Hi @Christian_Dahlqvist
You are absolute right about the master nodes! and of course, we have 3 Master nodes on a complete different Infrastructure running.
For my two scenarios a) and b) above we can say, all the 3 Master nodes stay reachable.

Are you using shard as location awareness to make sure shards are distributed across the zones?

Yes
I've set node.attr.rack_id: site_a and node.attr.rack_id: site_b
according to the site, on which the node is running

If you have allocation awareness set up the replica shards will not get reassigned whole zone B is down so indices will be yellow. Once the zone comes back up the shards will need to be brought up to speed. Hi we’d long this takes depends on the shard count, data volume, recovery concurrency and whether the full shards need to be replaced or not. This need to happen even if if bring up zone C before migrating off zone B but at least this way you always have a replica in place which is less risky.

Yes this was my tough as well.
It was aprox 2000 shard to recover, with at least 1G interconnection. the recover concurrency was set to 8 for incomming and outgoing. but this placed the recovering nodes in to throttled state, which ended up in a deadlock without any progress of recovery.
all the nodes did not made any recovery tasks any more, because of throttling state. Which confused me!

I think as well, to bring up the zone C is less risky and a good solution. But the CFO thinks different... :slight_smile:

That doesn't make sense to me, throttling will not lead to a deadlock here. Adjusting the concurrent recoveries setting may lead to a deadlock, although you tend to need to set it higher than 8 to hit that issue. I recommend leaving it at the default anyway. 6.4 is long past the end of its supported life so you should upgrade for sure. Newer versions have seen improvements in recovery performance.

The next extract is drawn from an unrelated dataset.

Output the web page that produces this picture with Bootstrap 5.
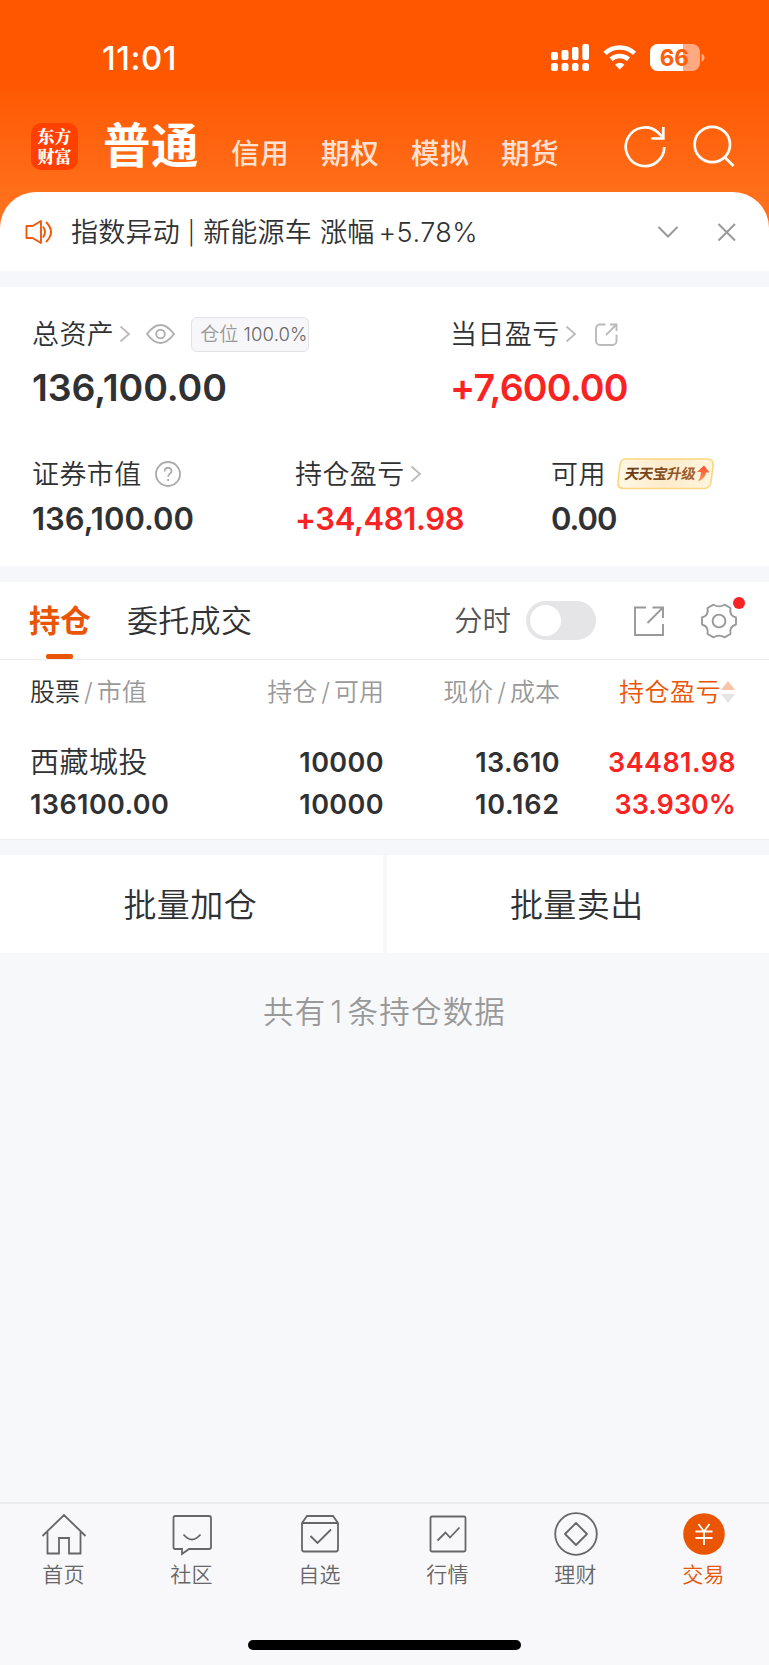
<!DOCTYPE html>
<html lang="zh-CN">
<head>
<meta charset="utf-8">
<meta name="viewport" content="width=device-width, initial-scale=1">
<title>交易</title>
<link href="https://cdn.jsdelivr.net/npm/bootstrap@5.3.0/dist/css/bootstrap.min.css" rel="stylesheet">
<style>
body{font-family:Inter,"Noto Sans CJK SC",sans-serif;color:#303133;background:#f7f8fa;line-height:1}
svg{display:block;flex:none;fill:none;overflow:visible}
.screen{height:1665px;overflow:hidden}
.hero{height:232px;background:linear-gradient(#ff5600 75px,#ff701c 200px)}
.statusbar{height:100px;padding:14px 64px 0 102px}
.clock{font-size:33px;font-weight:550;letter-spacing:.5px;padding-top:2px}
.topnav{height:92px;padding:0 33px 0 31px}
.logo{width:47px;height:47px;border-radius:10px;background:#ff4000;font:900 17px/20px "Noto Serif CJK SC","Noto Sans CJK SC",sans-serif}
.acct-main{font-size:47.5px;font-weight:700;margin-left:25px;letter-spacing:.5px}
.acct{font-size:28.5px;font-weight:500;letter-spacing:.7px;color:#ffe1d2;width:90px;padding-top:17px}
.notice{height:79px;margin-top:-40px;border-radius:36px 36px 0 0;background:#fff;padding:0 33px 0 25px;font-size:27px;letter-spacing:.25px}
.thin{font-weight:350}
.gap16{height:16px;background:#f6f7fa}
.assets{height:279px;padding:29px 0 0 32px}
.r1{display:grid;grid-template-columns:418px 1fr}
.r2{display:grid;grid-template-columns:263px 256px 1fr}
.lab{height:36px;font-size:27px;letter-spacing:.4px}
.big{font-size:37.5px;font-weight:600;line-height:40px;letter-spacing:-.1px}
.mid{font-size:31px;font-weight:600;line-height:36px}
.red{color:#fa2324}
.orange{color:#ea5504}
.pos{height:35px;width:118px;border:1px solid #e2e3e6;border-radius:6px;background:#f7f7fa;font-size:18.5px;color:#666;padding-left:8px;letter-spacing:.15px;white-space:nowrap}
.pos span{color:#999;font-size:19px;margin-right:5px}
.promo{width:97px;height:31px}
.tabs{height:78px;border-bottom:1px solid #ececee;padding:0 32px 0 29px}
.tab1{font-size:31px;font-weight:700;height:77px;position:relative}
.tab1::after{content:"";position:absolute;left:17px;bottom:0;width:27px;height:5px;border-radius:2px;background:#ea5504}
.tab2{font-size:31px;margin-left:36px;letter-spacing:.3px}
.switch{width:70px;height:39px;border-radius:20px;background:#e5e5e7;padding:4px}
.switch i{display:block;width:31px;height:31px;border-radius:50%;background:#fff}
.grid4{display:grid;grid-template-columns:178px 176px 176px 176px;padding-left:30px}
.grid4>*{text-align:right;white-space:nowrap}
.grid4>:first-child{text-align:left}
.ths{height:64px;font-size:25px;align-items:center;color:#999}
.ths .sl{margin:0 4px}
.num{font-size:27px;font-weight:600;letter-spacing:.4px}
.bulk{height:98px;gap:4px}
.bulk>div{background:#fff;font-size:33px;letter-spacing:.4px;padding:3px 2px 0 0}
.total{height:549px;padding-top:42px;font-size:30.5px;line-height:34px;letter-spacing:1.2px;color:#999}
.tabbar{height:163px;border-top:2px solid #ebebed;background:#f8f8fb;color:#666;font-size:21px}
.tabbar .item{width:128px;padding-top:8px}
.item span{padding:8px 1px 0 0;letter-spacing:.2px}
.item svg{stroke:#666;stroke-width:1.8}
.homebar{width:273px;height:10px;border-radius:5px;background:#000}
</style>
</head>
<body>
<div class="screen d-flex flex-column">
  <header class="hero flex-shrink-0 text-white">
    <div class="statusbar d-flex align-items-center">
      <span class="clock me-auto">11:01</span>
      <svg width="154" height="28" viewBox="0 0 154 28" fill="#fff">
        <g fill="#fff"><rect x="0" y="9" width="7" height="8" rx="2"/><rect x="10.5" y="7" width="7" height="10" rx="2"/><rect x="21" y="4" width="6.500" height="13" rx="2"/><rect x="31.300" y="1" width="6.700" height="16" rx="2"/><rect x="0" y="20" width="7" height="8" rx="2.500"/><rect x="10.500" y="20" width="7" height="8" rx="2.500"/><rect x="21" y="20" width="6.500" height="8" rx="2.500"/><rect x="31.300" y="20" width="6.700" height="8" rx="2.500"/></g>
        <path d="M54 10.300A21.500 21.500 0 0 1 83.500 10.300M60 16.200A13.500 13.500 0 0 1 77.500 16.200" stroke="#fff" stroke-width="4.600"/>
        <path d="M68.700 26.500L64 21.800A6.600 6.600 0 0 1 73.400 21.800Z" fill="#fff"/>
        <rect x="99" y="1" width="50" height="27" rx="8" fill="#ffa983"/>
        <path d="M132 1H107a8 8 0 0 0-8 8v11a8 8 0 0 0 8 8h25z" fill="#fff"/>
        <path d="M150.500 10.500q3 1 3 4t-3 4z" fill="#ffa983"/>
        <text x="123.300" y="22.500" text-anchor="middle" font-size="22.500" font-weight="700" fill="#ff5e0a">66</text>
      </svg>
    </div>
    <nav class="topnav d-flex align-items-center">
      <div class="logo d-flex flex-column justify-content-center text-center"><span>东方</span><span>财富</span></div>
      <div class="acct-main">普通</div>
      <div class="d-flex me-auto" style="margin-left:32px"><span class="acct">信用</span><span class="acct">期权</span><span class="acct">模拟</span><span class="acct">期货</span></div>
      <svg width="112" height="44" viewBox="0 0 112 44" stroke="#fff" stroke-width="2.700"><path d="M40.300 23A19.300 19.300 0 1 1 34 8.500L38 12.500M39.300 3V14.500H27.300"/><circle cx="88.300" cy="20.500" r="17.700"/><path d="M100.500 33L109.500 42"/></svg>
    </nav>
  </header>
  <div class="notice flex-shrink-0 d-flex align-items-center thin position-relative">
    <svg width="28" height="26" viewBox="0 0 28 26" stroke="#f0580c" stroke-width="1.900" stroke-linejoin="round"><path d="M1.500 7H7.500L16 2V24L7.500 19H1.500ZM18 7.500Q22 13 18 18.500M21 3Q31 13 21 23"/></svg>
    <span class="me-auto" style="margin-left:18px;padding-top:2px">指数异动 <span style="font-size:23px;position:relative;top:-1px">|</span> 新能源车 涨幅<span style="margin-left:4px;letter-spacing:.5px">+5.78%</span></span>
    <svg width="78" height="20" viewBox="0 0 78 20" stroke="#999" stroke-width="2"><path d="M.5 5L10 14.500L19.500 5M60.500 2L77 18.500M77 2L60.500 18.500"/></svg>
  </div>
  <div class="gap16 flex-shrink-0"></div>

  <section class="assets bg-white flex-shrink-0">
    <div class="r1">
      <div>
        <div class="lab thin d-flex align-items-center">总资产
          <svg style="margin-left:6px" width="10" height="16" viewBox="0 0 10 16" stroke="#bbb" stroke-width="1.800"><path d="M.5.500L9 8L.5 15.500"/></svg>
          <svg style="margin-left:16px" width="29" height="20" viewBox="0 0 29 20" stroke="#b0b0b0" stroke-width="1.900"><path d="M1 10Q14.500-8 28 10Q14.500 28 1 10Z"/><circle cx="14.500" cy="10" r="4.300"/></svg>
          <div class="pos d-flex align-items-center" style="margin-left:16px"><span>仓位</span>100.0%</div>
        </div>
        <div class="big" style="margin-top:16px">136,100.00</div>
      </div>
      <div>
        <div class="lab thin d-flex align-items-center">当日盈亏
          <svg style="margin-left:6px" width="10" height="16" viewBox="0 0 10 16" stroke="#bbb" stroke-width="1.800"><path d="M.5.500L9 8L.5 15.500"/></svg>
          <svg style="margin-left:19px" width="23" height="23" viewBox="0 0 23 23" stroke="#bbb" stroke-width="1.900"><path d="M10.500 1.500H5A4 4 0 0 0 1 5.500V18A4 4 0 0 0 5 22H17.500A4 4 0 0 0 21.500 18V11.500M15 1.500H21.500V8M21.500 1.500L11 12"/></svg>
        </div>
        <div class="big red" style="margin-top:16px;letter-spacing:-.8px">+7,600.00</div>
      </div>
    </div>
    <div class="r2" style="margin-top:48px">
      <div>
        <div class="lab thin d-flex align-items-center">证券市值
          <svg style="margin-left:13px" width="26" height="26" viewBox="0 0 26 26" stroke="#aaa" stroke-width="1.800"><circle cx="13" cy="13" r="12"/><path d="M9.700 10.500C9.700 5.500 16.500 5.700 16.500 10C16.500 12.600 13.100 12.700 13.100 15.800M13.100 18V20"/></svg>
        </div>
        <div class="mid" style="margin-top:9px">136,100.00</div>
      </div>
      <div>
        <div class="lab thin d-flex align-items-center">持仓盈亏
          <svg style="margin-left:6px" width="10" height="16" viewBox="0 0 10 16" stroke="#bbb" stroke-width="1.800"><path d="M.5.500L9 8L.5 15.500"/></svg>
        </div>
        <div class="mid red" style="margin-top:9px;letter-spacing:-.35px">+34,481.98</div>
      </div>
      <div>
        <div class="lab thin d-flex align-items-center">可用
          <svg class="promo" style="margin-left:11px" viewBox="0 0 97 31"><defs><linearGradient id="cream"><stop stop-color="#fff8e6"/><stop offset=".5" stop-color="#fdebcb"/><stop offset="1" stop-color="#fff6df"/></linearGradient><linearGradient id="brown"><stop stop-color="#613719"/><stop offset="1" stop-color="#a6632c"/></linearGradient><linearGradient id="up" x2="0" y2="1"><stop stop-color="#f84a2c"/><stop offset="1" stop-color="#ff9a58"/></linearGradient></defs><g transform="translate(0 -1)"><path d="M9 1H90Q97 1 96 8L94 24Q93 30.500 87 30.500H7Q0 30.500 1 24L3 7Q4 1 9 1Z" fill="url(#cream)" stroke="#fbd57c" stroke-width="1.600"/><text transform="translate(7 21) skewX(-10)" font-size="14.500" font-weight="700" letter-spacing="-.4" fill="url(#brown)">天天宝升级</text><path d="M87 7.500L92.500 14.500H89Q88 21 81 23.500Q84 19 84 14H80Z" fill="url(#up)"/></g></svg>
        </div>
        <div class="mid" style="margin-top:9px;letter-spacing:-1px">0.00</div>
      </div>
    </div>
  </section>
  <div class="gap16 flex-shrink-0"></div>

  <section class="bg-white flex-shrink-0" style="height:257px">
    <div class="tabs d-flex align-items-center">
      <div class="tab1 orange d-flex align-items-center">持仓</div>
      <div class="tab2 thin me-auto">委托成交</div>
      <span class="thin" style="font-size:28.500px;color:#555;margin-right:15px;padding-top:2px">分时</span>
      <div class="switch"><i></i></div>
      <svg style="margin-left:38px" width="30" height="30" viewBox="0 0 30 30" stroke="#999" stroke-width="1.900"><path d="M12 1.500H1V29H29V18M18.500 1.500H29V12M29 1.500L13.500 17"/></svg>
      <div class="position-relative" style="margin-left:37px">
        <svg width="36" height="36" viewBox="0 0 36 36" stroke="#999" stroke-width="1.900" stroke-linejoin="round"><circle cx="18" cy="18" r="6.400"/><path d="M12.500 1.700Q18 5 23.500 1.700L29.500 5Q28 12.500 35 14.500V21.500Q28 23.500 29.500 31L23.500 34.300Q18 31 12.500 34.300L6.500 31Q8 23.500 1 21.500V14.500Q8 12.500 6.500 5Z"/></svg>
        <svg class="position-absolute" style="right:-8px;top:-6px" width="12" height="12"><circle cx="6" cy="6" r="6" fill="#fa2324"/></svg>
      </div>
    </div>
    <div class="grid4 ths thin">
      <div><span style="color:#303133">股票</span><span class="sl">/</span>市值</div>
      <div>持仓<span class="sl">/</span>可用</div><div>现价<span class="sl">/</span>成本</div>
      <div class="d-flex justify-content-end align-items-center"><span class="orange" style="letter-spacing:.5px;margin-right:-1px">持仓盈亏</span><svg width="16" height="22" viewBox="0 0 16 22"><path d="M8 0L15 9H1Z" fill="#f8c5a8"/><path d="M8 22L15 13H1Z" fill="#e5e5e7"/></svg></div>
    </div>
    <div class="grid4 align-items-center" style="height:41px;margin-top:18px">
      <div class="thin" style="font-size:29px;letter-spacing:.5px">西藏城投</div><div class="num">10000</div><div class="num">13.610</div><div class="num red">34481.98</div>
    </div>
    <div class="grid4 align-items-center" style="height:42px">
      <div class="num">136100.00</div><div class="num">10000</div><div class="num" style="letter-spacing:.8px">10.162</div><div class="num red" style="letter-spacing:0">33.930%</div>
    </div>
  </section>
  <div class="gap16 flex-shrink-0" style="border-top:1px solid #eeeff1"></div>
  <div class="bulk thin d-flex flex-shrink-0">
    <div class="flex-fill d-flex align-items-center justify-content-center">批量加仓</div>
    <div class="flex-fill d-flex align-items-center justify-content-center">批量卖出</div>
  </div>
  <div class="total thin text-center flex-shrink-0">共有<span style="margin:0 4px">1</span>条持仓数据</div>

  <footer class="tabbar thin flex-shrink-0">
    <div class="d-flex text-center" style="height:136px">
      <div class="item d-flex flex-column align-items-center"><svg width="44" height="44" viewBox="0 0 44 44"><path d="M.500 24L22 3L43.500 24M5.500 20V41.500H17V26H27V41.500H38.500V20"/></svg><span>首页</span></div>
      <div class="item d-flex flex-column align-items-center"><svg width="44" height="44" viewBox="0 0 44 44"><path d="M5 4H39Q41 4 41 6V35Q41 37 39 37H19L12 42V37H5Q3.500 37 3.500 35V6Q3.500 4 5 4ZM13.500 22.500Q22 32.500 30.500 22.500"/></svg><span>社区</span></div>
      <div class="item d-flex flex-column align-items-center"><svg width="44" height="44" viewBox="0 0 44 44"><path d="M4 11L9 4H35L40 11V37Q40 39.500 38 39.500H6Q4 39.500 4 37ZM4 11H40M12.500 24L19.500 31L33 17.500"/></svg><span>自选</span></div>
      <div class="item d-flex flex-column align-items-center"><svg width="44" height="44" viewBox="0 0 44 44"><rect x="4.500" y="4.500" width="35" height="35" rx="1.500"/><path d="M11.500 28.500L19.500 20.500L24 25.500L33.500 15.500"/></svg><span>行情</span></div>
      <div class="item d-flex flex-column align-items-center"><svg width="44" height="44" viewBox="0 0 44 44"><circle cx="22" cy="22" r="20.800"/><path d="M22 11L33 22L22 33L11 22Z" stroke-linejoin="round"/></svg><span>理财</span></div>
      <div class="item d-flex flex-column align-items-center orange"><svg width="44" height="44" viewBox="0 0 44 44"><circle cx="22" cy="22" r="20.800" fill="#ea5504" stroke="none"/><path d="M16.500 12L22 19.500L27.500 12M22 19.500V33M13.500 19.500H30.500M13.500 26H30.500" stroke="#fff"/></svg><span>交易</span></div>
    </div>
    <div class="homebar mx-auto"></div>
  </footer>
</div>
<script src="https://cdn.jsdelivr.net/npm/bootstrap@5.3.0/dist/js/bootstrap.bundle.min.js"></script>
</body>
</html>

The manual for more recent versions covers your questions in some depth. Two zones of data nodes is sufficient, but you do need three for your master-eligible nodes.

I think i nailed it down.
The issue was network related. Between DC A and DC B was a Ethernet Link with a MTU of 9000 Bytes. On all nodes was a MTU of 9000 set as well.
Now, between DC A and DC C was only a MTU of 1500Bytes.
The shard replication did fail, because all nodes tried to send the data with a MTU of 9000 Bytes!
Now i changed the MTU of all nodes on DC C down to 1500 Bytes - by knowing the downgrade. However, for our amount of data this should be sufficient.
After setting the MTU to 1500 Bytes on nodes in DC C - all the replicas are successfully created.
As far, Elasticsearch worked as expected

Thank you guys for your replies!

Thanks for circling back @cadirol that makes much more sense. Shard recoveries send data at quite a high rate so you're more likely to exceed something like an MTU limit during recovery.

Can I ask how you found this, as I'd never have thought to check MTU? I guess a good sniff would work, or maybe there's a NIC stat, but likely that'd show up on the link gear, not the node.

Hi @Steve_Mushero
You are right, on ES side you will never get a log message concerning the Network MTU!
My way was: I had a index with 3 replica, with two availability zones you will get the primary and one replica on DC A and the two other replicas on DC B. The Shard recovery worked fine for this particular shard on DC A but not to DC B! So, i knew there must be something in between. And as i am a Linux/Elasticsearch/Network Engineer i have access to all related devices.
Next step was to check network connectivity on the affected Cisco Nexus Switches, and with "show interface xy" you will see a counter called "jumbo" and "giants". And that was it. I checked the network config on the ES node and found the MTU setting of 9000 Bytes.
A ping Test between the nodes with "ping -s 3000 " confirmed me the MTU issue.
Now i did set the MTU on all nodes in DC B to 1500 Bytes. And all worked well as expected.

It would be a nice feature, if Elasticsearch could detect a MTU issue! But i don't know if it is worth to post a Feature request?!

However, Happy Elasticsearching and never forget the MTU of your Network!

1 Like

I don't think we can do that, userspace applications like Elasticsearch don't get to see this sort of detail. All that Elasticsearch sees is that some node-to-node messages don't get through and eventually the connection drops. I wouldn't call this a "deadlock" tho, you would see shard recoveries failing with a NodeDisconnectedException or similar and giving up after a few retries. Fortunately a NodeDisconnectedException is a clear indication that there's something wrong on the network, and with that clue it shouldn't take long to find the culprit.

We recently added docs that would help you to configure Elasticsearch to fail faster in this situation at least.

Incidentally there's nothing inherently wrong with having a mix of MTUs on your network unless it also does something silly like blocking ICMP fragmentation needed messages, or you've otherwise hobbled PMTUD. Probably worth investigating that more deeply, it'd be better to use jumbo frames where you can.

Thank you for this hint! As i understand right, if NodeDisconnectedException in the logs occur, the node is vanished from the cluster inventory. right? i think during our journey with cluster restoring, all node were connected to the cluster!

The TCP retransmission timeout would be a test worth! thank you!

No, that's not right, you can get a NodeDisconnectedException without the node leaving the cluster if, for instance, the disconnection is between two data nodes and doesn't involve the master.

Oh, thank you for this hint! Yes something like NodeDisconnectedException would lead to a network issue!

This topic was automatically closed 28 days after the last reply. New replies are no longer allowed.